Mmm cookies: a tale of discrete numeric variables, disallowed combinations and alias optimality
How do individual ingredients affect the taste ratings of cookies? Design of experiments can help find out. (Photo courtesy of Trish O'Grady)
When I was in graduate school, one of my hobbies was to bake cookies for the department. For one of the basic chocolate chip cookie recipes, it wasn’t uncommon to switch the chocolate chips with another ingredient that was on sale that week (I was a grad student, after all). That also meant I had enough volunteers to give ratings on cookies to give me a reasonable response value on a batch of cookies. What if I wanted to find out how each of these ingredients individually affects the taste of the cookie?
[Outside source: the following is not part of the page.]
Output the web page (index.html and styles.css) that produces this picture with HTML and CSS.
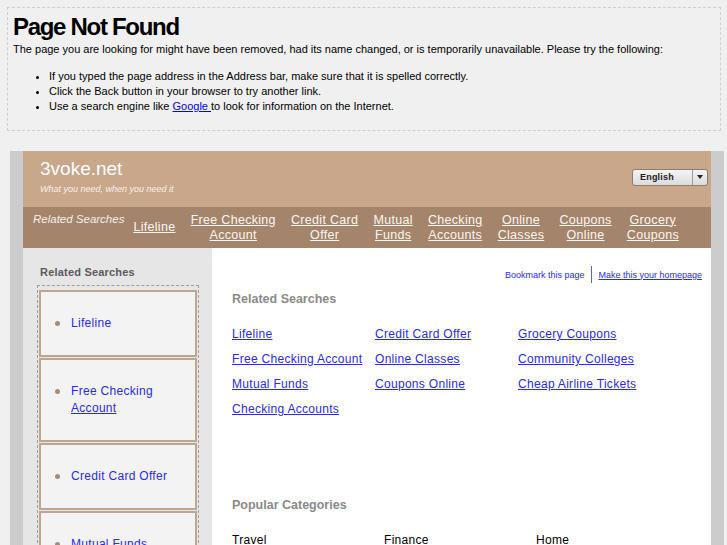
FILE: index.html
```html
<!DOCTYPE html>
<html>
<head>
<meta charset="utf-8">
<title>Page Not Found</title>
<link rel="stylesheet" href="styles.css">
</head>
<body>
<div class="notice">
  <h1>Page Not Found</h1>
  <p>The page you are looking for might have been removed, had its name changed, or is temporarily unavailable. Please try the following:</p>
  <ul>
    <li>If you typed the page address in the Address bar, make sure that it is spelled correctly.</li>
    <li>Click the Back button in your browser to try another link.</li>
    <li>Use a search engine like <a href="#">Google </a> to look for information on the Internet.</li>
  </ul>
</div>

<div class="site">
  <div class="header">
    <div class="brand">
      <div class="logo">3voke.net</div>
      <div class="tagline">What you need, when you need it</div>
    </div>
    <div class="lang">
      <span class="lang-text">English</span>
      <span class="lang-arrow"></span>
    </div>
  </div>

  <div class="nav">
    <span class="nav-label">Related Searches</span>
    <div class="nav-links">
      <a href="#">Lifeline</a>
      <a href="#">Free Checking<br>Account</a>
      <a href="#">Credit Card<br>Offer</a>
      <a href="#">Mutual<br>Funds</a>
      <a href="#">Checking<br>Accounts</a>
      <a href="#">Online<br>Classes</a>
      <a href="#">Coupons<br>Online</a>
      <a href="#">Grocery<br>Coupons</a>
    </div>
  </div>

  <div class="body">
    <div class="sidebar">
      <div class="side-title">Related Searches</div>
      <ul class="side-list">
        <li><a href="#">Lifeline</a></li>
        <li><a href="#">Free Checking <span class="u">Account</span></a></li>
        <li><a href="#">Credit Card Offer</a></li>
        <li><a href="#">Mutual Funds</a></li>
      </ul>
    </div>
    <div class="main">
      <div class="toolbar">
        <a href="#" class="bookmark">Bookmark this page</a>
        <span class="sep"></span>
        <a href="#" class="homepage">Make this your homepage</a>
      </div>
      <h2 class="section-title">Related Searches</h2>
      <div class="links">
        <a href="#">Lifeline</a>
        <a href="#">Credit Card Offer</a>
        <a href="#">Grocery Coupons</a>
        <a href="#">Free Checking Account</a>
        <a href="#">Online Classes</a>
        <a href="#">Community Colleges</a>
        <a href="#">Mutual Funds</a>
        <a href="#">Coupons Online</a>
        <a href="#">Cheap Airline Tickets</a>
        <a href="#">Checking Accounts</a>
      </div>
      <h2 class="section-title popular">Popular Categories</h2>
      <div class="cats">
        <span>Travel</span>
        <span>Finance</span>
        <span>Home</span>
      </div>
    </div>
  </div>
</div>
</body>
</html>
```

FILE: styles.css
```css
html, body {
  margin: 0;
  padding: 0;
  background: #f0f0f0;
  font-family: "Liberation Sans", Arial, sans-serif;
  color: #000;
}

.notice {
  margin: 7px 6px 0 7px;
  border: 1px dashed #cfcfcf;
  padding: 5px 5px 8px 5px;
}

.notice h1 {
  margin: 0;
  font-size: 24px;
  line-height: 28px;
  font-weight: bold;
  letter-spacing: -1.3px;
}

.notice p {
  margin: 0;
  font-size: 11px;
  line-height: 16px;
}

.notice ul {
  margin: 12px 0 8px 0;
  padding-left: 36px;
  font-size: 11px;
  line-height: 15px;
}

.notice a {
  color: #0000ee;
}

.site {
  margin: 20px 3px 0 10px;
  border-left: 13px solid #cccccc;
  border-right: 13px solid #cccccc;
}

.header {
  background: #c9a78b;
  height: 56px;
  display: flex;
  justify-content: space-between;
  align-items: flex-start;
  padding: 0 3px 0 17px;
}

.brand {
  padding-top: 7px;
}

.logo {
  color: #ffffff;
  font-size: 19px;
  line-height: 22px;
}

.tagline {
  color: #f7f0e9;
  font-size: 9px;
  font-style: italic;
  line-height: 12px;
  margin-top: 3px;
}

.lang {
  margin-top: 18px;
  width: 76px;
  height: 17px;
  box-sizing: border-box;
  border: 1px solid #8d7b6b;
  border-radius: 3px;
  background: linear-gradient(#f4f4f4, #dcdcdc);
  display: flex;
  align-items: stretch;
}

.lang-text {
  flex: 1;
  font-size: 9px;
  line-height: 15px;
  padding-left: 7px;
  color: #222;
  font-weight: bold;
  letter-spacing: 0.2px;
}

.lang-arrow {
  width: 14px;
  border-left: 1px solid #9a9a9a;
  position: relative;
}

.lang-arrow::after {
  content: "";
  position: absolute;
  left: 4px;
  top: 5px;
  border-left: 3px solid transparent;
  border-right: 3px solid transparent;
  border-top: 4px solid #222;
}

.nav {
  background: #a4846b;
  height: 41px;
  display: flex;
  align-items: center;
  padding: 0 32px 0 10px;
}

.nav-label {
  align-self: flex-start;
  margin-top: 5px;
  color: #f6efe8;
  font-style: italic;
  font-size: 11.5px;
  line-height: 15px;
  margin-right: 9px;
  white-space: nowrap;
}

.nav-links {
  flex: 1;
  display: flex;
  justify-content: space-between;
  align-items: center;
}

.nav-links a {
  color: #fcf7f1;
  font-size: 12.5px;
  line-height: 15px;
  text-align: center;
  letter-spacing: 0.3px;
  text-decoration: underline;
}

.body {
  display: flex;
  align-items: stretch;
  height: 300px;
}

.sidebar {
  width: 189px;
  background: #e6e6e6;
  padding: 18px 13px 0 14px;
  box-sizing: border-box;
  flex: none;
}

.side-title {
  font-size: 11px;
  font-weight: bold;
  color: #5a5a5a;
  line-height: 13px;
  padding-left: 3px;
  letter-spacing: 0.2px;
}

.side-list {
  list-style: none;
  margin: 6px 0 0 0;
  padding: 4px 1px 0 1px;
  border: 1px dashed #9e9e9e;
  border-bottom: none;
}

.side-list li {
  background: #f3f3f3;
  border: 2px solid #bda792;
  padding: 23px 10px 23px 13px;
  margin-bottom: 1px;
  display: flex;
  align-items: flex-start;
}

.side-list li::before {
  content: "";
  flex: none;
  width: 5px;
  height: 5px;
  border-radius: 50%;
  background: #a88c74;
  margin: 6px 11px 0 1px;
}

.side-list a {
  color: #2a2af0;
  font-size: 12px;
  line-height: 17px;
  letter-spacing: 0.3px;
  text-decoration: none;
}

.side-list .u {
  text-decoration: underline;
}

.main {
  flex: 1;
  background: #ffffff;
  padding: 18px 9px 0 20px;
}

.toolbar {
  display: flex;
  justify-content: flex-end;
  align-items: center;
  font-size: 9px;
  line-height: 12px;
}

.toolbar a {
  color: #2a2af0;
}

.toolbar .bookmark {
  text-decoration: none;
}

.sep {
  width: 1px;
  height: 17px;
  background: #5a5af0;
  margin: 0 6px 0 7px;
}

.section-title {
  margin: 8px 0 0 0;
  font-size: 12.5px;
  line-height: 16px;
  color: #8a8a8a;
  font-weight: bold;
}

.links {
  display: grid;
  grid-template-columns: 143px 143px 143px;
  row-gap: 8px;
  margin-top: 19px;
}

.links a {
  color: #2a2af0;
  font-size: 12px;
  line-height: 17px;
  letter-spacing: 0.3px;
  white-space: nowrap;
}

.popular {
  margin-top: 79px;
}

.cats {
  display: grid;
  grid-template-columns: 152px 152px 152px;
  margin-top: 19px;
  font-size: 12px;
  line-height: 17px;
  letter-spacing: 0.3px;
}
```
For this example, I’m looking at walnuts, raisins, chocolate chips, pecans, coconut, toffee and brownie chunks. I can afford to make 14 batches of cookies, so a simple approach would be to make two batches with each ingredient. However, it’s going to be very difficult to pick up the differences between ingredients unless I have very little variation between batches, which is easier said than done. This sounds like a good opportunity to use design of experiments, and specifically Custom Design in JMP, so that I can use multiple ingredients in a batch! However, here are a couple of things I need to consider:
If I’m using multiple ingredients per batch, it’s very likely there are active two-factor interactions that I’m not interested in estimating.
The structure of the cookie is going to break down with too many added ingredients, so I decide not to bake cookies with more than four ingredients in a batch.
To handle the first issue, I can use an Alias Optimal design, but the second issue is a bit trickier.
Ideally, I would treat each ingredient as a two-level categorical factor, with levels indicating presence or absence. However, restricting each batch to have no more than four ingredients would be difficult. Another idea would be to use continuous variables from 0 to 1, and use a linear constraint that the sum should be less than or equal to four. This yields a design that looks good in terms of alias optimality, but the linear constraint makes it tough for the coordinate-exchange algorithm to find whole numbers for the ingredients, and I end up with something that has a lot of decimals that I don’t want to deal with. If only there was a way I could use a continuous variable that wasn’t allowed to be a fraction…
Discrete Numeric Variables
Why don’t I treat them as discrete numeric variables? This way I’m still dealing with a continuous variable, but I’m restricting the number of possible values. I open up a new Custom Design and enter my discrete numeric variables, as shown in the figure below.
After clicking the “Continue” button, I can select Alias Optimality from the red triangle at the top of my open Custom Design:
I’m almost ready to create the design – I just need to set up my linear constraint... only to realize that I’m not able to use the linear constraint interface with discrete numeric variables. Now what?
I previously blogged about disallowed combinations in the context of map shapes and space-filling designs. For this example, I want to use the linear constraint that ensures I use no more than four ingredients – it just needs to be switched to a disallowed combination. That is, we want to disallow whenever the sum of the ingredients is greater than four. Heading back up the red triangle and selecting “Disallowed Combinations,” I tell the Custom Designer to not use any run where the sum exceeds four:
My Alias Optimal Design
I can now set the run size to 14, and click the “Make Design” button. I get a design that looks like this:
A quick look verifies that each batch of cookies has either three or four ingredients. But now for the moment of truth – how did we do in terms of alias optimality? Looking at the Color Map on Correlations reveals that the main effects are orthogonal to the two-factor interactions – this means that the Alias Matrix has all zeroes except for the intercept.
As I mentioned in my previous blog post, using an Alias Optimal design involves a trade-off – there’s a loss of estimation efficiency vs. the D-optimal design. However, the Alias Optimal design gives me worry-free estimation of the main effects even in the presence of two-factor interactions.
To get all the main effects unaliased by any two-factor interaction, you need your design to consist of pairs of runs that are mirror images of each other (that is, each 0 in one row has a 1 in the corresponding column of its paired row and vice versa). This implies that you need an even number of runs in your design. So, it was fortunate that I could afford to do 14 runs!